Charlie’s research in T cell immunology was wide ranging and he was particularly adept at analysing T cell function in vivo. Here, his protean interests involved topics as diverse as T cell differentiation in thymus reaggregation cultures, lack of self- tolerance in xenogenic chimeras, and re-entry of T cells to the thymus – on all of which he published articles in excellent journals. These in vivo studies culminated in his important discovery that “homeostatic” proliferation of naïve T cells during lymphopenia is controlled by raised levels of IL-7 and is directed to self MHC ligands, including the same ligands that led to positive selection in the thymus. He also had a special talent for histology, as indicated by his influential early Nature paper where he pioneered the use of TUNEL staining for demonstrating cell death by apoptosis during thymic selection. In his later career, his decision to focus his lab in Pohang on the influence of gut commensals on T cell homeostasis was beautifully christened by his recent paper in Science on the role of food and microbial antigens in stimulating local Treg cell generation. His leadership in this fertile field will be deeply missed.

Charlie was an active member of the AAI and regularly attended the annual meetings, where he was a president’s symposium and major symposium speaker. He served as a member of the AAI Program Committee and as an abstract programming chair. He taught at the AAI Advanced Immunology Course and served as an associate editor for The Journal of Immunology.

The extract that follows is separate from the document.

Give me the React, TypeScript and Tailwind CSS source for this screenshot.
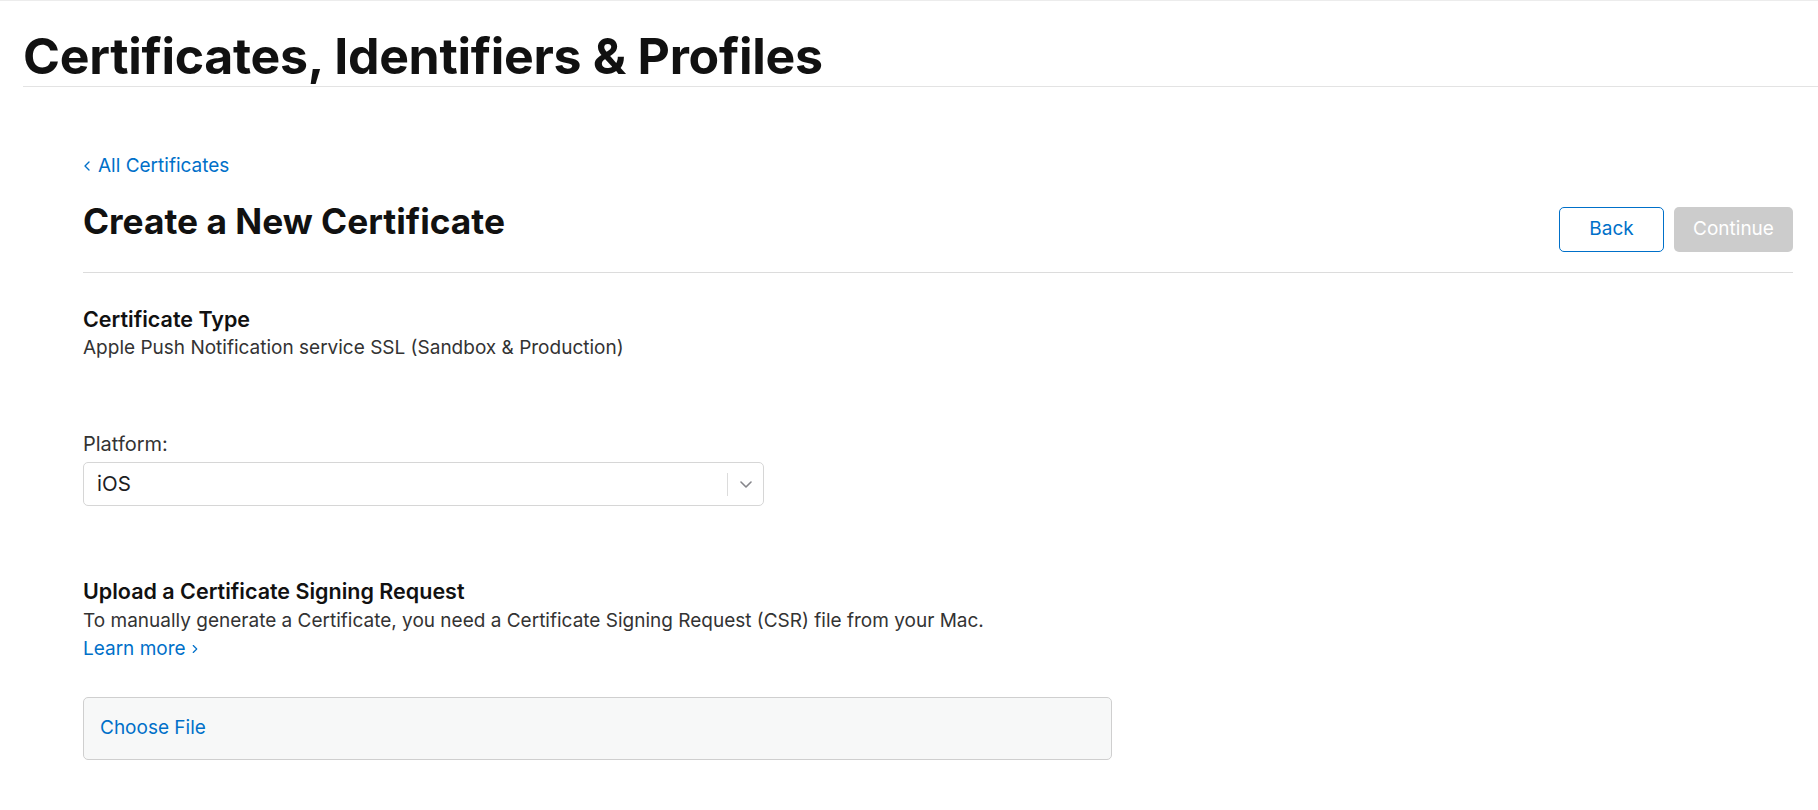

Charlie’s many contributions to basic T cell immunology have been highly influential. His work is especially marked by an impressive blend of creativity, insight, and thoroughness. In conversation, his quiet, intense enthusiasm for science was engaging; indeed it was Charlie’s “boundless energy” in the lab that convinced Eric Gershwin to initially accept him as a graduate student. Charlie’s energy apparently also extended to pre-dawn golf where he dutifully helped Eric with “retrieving my balls in the bushes.” I will remember Charlie as the ideal postdoc: hard-working and inventive, but also kind and considerate too, using admirable tact to convince his boss to change some of his fixed ideas. To his colleagues, Charlie was always fun to be with, someone to really look forward to meeting at a conference and then to wind down with later at dinner, often along with an excellent pinot noir from his cellar, to be savoured during deep discussions on the pros and cons of anergy, the curse of the third reviewer, how to control a fade, and so on…

Though a loyal friend to many of his colleagues, Charlie was closest to his family, especially to his beloved wife Helen and their three children. Many of us were privileged to share evenings in their home in San Diego, learning the delights of Korean cooking from Helen while Charlie opened another treasure from his cellar.

When he became ill, he showed great courage and determination in convincing his clinical colleagues to try yet another form of immunotherapy, but sadly with diminishing effect. It is a comfort to know he passed away peacefully at home surrounded by his family. He will be remembered with great respect and fondness.